Through those hundreds of millions of years, we know very little of what went on above the old lake sandflats. Later ages have stripped away whatever covered them, apart from a few scraps. A few miles north of here, just outside Ullapool is a limestone quarry, where was once an ancient coral reef. On the isle of Skye, south of here, last winter a fragment was found of a Jurassic turtle, some 170 million years old. Skye was made in massive volcanic eruptions around 60 million years ago as north America and Euro-Asia tore apart and the Atlantic ocean widened. In places volcanic lava flowed over beds of older rock and preserved the dinosaur evidence it contained. You can visit Skye today and see a three toed footprint embedded in hard rock which was mud when a megalosaurus trod in it.

East of here, the sandstone dives underground, beneath the Highlands.

 

Moine Thrust

The thick black line in this image shows where the sandstone disappears underground. It is the leading edge of the zone of collision where Avalonia and Laurentia crunched together around 400 million years ago. Everything northwest of the line was once Laurentia. Everything southeast is a jumble, a pile-up we know now mostly as the Highlands of Scotland, down to another line running roughly from Berwick-on-Tweed, close by the Isle of Man and across northwestern Ireland. Everything southeast of that line was once Avalonia, covered with coal, chalk and limestone, sandstones, mudstones and volcanic aftermath of the last 500 million years.

The purple here is Torridonian sandstone, made from the ancient lake sandflats.

The orange is an even older rock, Lewissian gneiss, formed in volcanic action 1,700 million to 2,700 million years ago, half as old as Earth. In most places in our region the gneiss is deep underground below the sandstone.

 

 

 

When two juggernaut trucks collide head-on, the mangled wreckage might still creak, snap and shift hours after the smash. So, long after the continental collision that made the British isles, the land groaned, tore and moved.

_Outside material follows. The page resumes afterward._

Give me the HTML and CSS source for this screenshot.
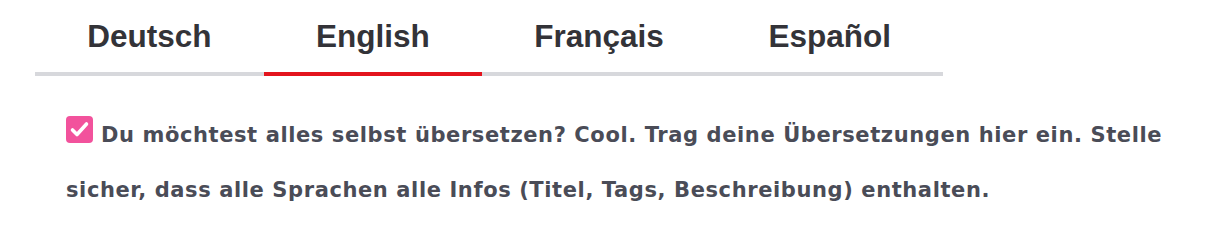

On a map of Scotland you can see how it tore along the line of Glen Mor, Inverness to Fort William, making Loch Ness. What is now northern Scotland, northwest of the Glen, has been shoved a long way northeast. It started over 300 million years ago. In the last 150 years, since the invention of seismographs, slight shifts on the Glen Mor fault line are still occasionally detected.

Across Scoraig runs the Coigach fault, a land shift which exposed the older gneiss seen on our north coast at Carn Dearg. The fault line runs past Carn Dearg and the nearby lochan it created, across Scoraig inland of Cailleach Head, under the sea and through Stattic Point on the far shore of Little Loch Broom. It runs NNE - SSW, roughly the same way as Glen Mor. Geologists are still putting together the story of the aftermath of the collision. It is like putting together two jigsaw puzzles when the pieces are all in one box and many are missing. On Scoraig, the Coigach fault wrestled to the land surface our oldest and youngest rocks, at Carn Dearg and Cailleach Head, a short walk apart.

From the dawn of the mammal age 50 million years ago,we fast forward through the coming of Earth's first grasses around 30 million years ago and a funny little upright walking primate in Africa around 8 milion years ago to just 100,000 years ago. Lions roam where London will stand. Some of their bones were found in the construction of Trafalgar Square. Up here almost 1,000 kilometres further north live mammoth, giant elk, sabre tooth tiger, giant beaver... The mountains stand far taller than any mountain in Britain now. A few humans might have lived here then, with brains as big as ours, inside a differently shaped skull.

We will never know. The last Ice Age began about 70,000 years ago. Snow fell in winter, and high in the mountains the snow did not all melt before another winter brought more snow, and another winter more... In time the snow fields compressed into ice sheets and began to slide down mountainsides, into valleys. Across the north more ice and snow reflected more sunlight back into space, cooling Earth more. The last Ice Age was the deepest in millions of years. Less than 25,000 years ago, Ice over 1,000 metres thick glittered where Scoraig is now, and for hundreds of kilometres away south. All traces of life below were stripped away back to naked sandstone and gneiss.

Ice Age

The coldest depth of the last Ice Age was less than 25,000 years ago.

 

 

 

scouring

 

Under the thin peat that covers most of Scoraig is a bed of hard packed sand dotted with boulders of sandstone of various sizes and an occasional lump of gneiss. These are the grindings of the last Ice Age dumped here when the Ice melted away. The sand is hard, too hard to get a spade into it. It is returning to sandstone.

Slabs of old sandstone outcrop on the surface, as in this photo, etched with grooves where rocks were dragged along the bottom of a slow moving Ice sheet a kilometre thick.

 

 

 

 

shoreline

 

Looking west along the southern shore of Scoraig.

A glacier here once scooped out a deep valley. The seabed is 70 metres deep under water visible in this photo.

All around the shoreline on both sides of the loch, the last few metres of land dip steeply into the sea, as seen here. After 60,000 years, the last Ice Age melted down rapidly. Sea level all around Earth rose about 130 metres. The weight of a kilometre of Ice was lifted off the land here, and in sheer relief the land rose, creating this shelf about 5 metres above current Earth sea level as of September 2009.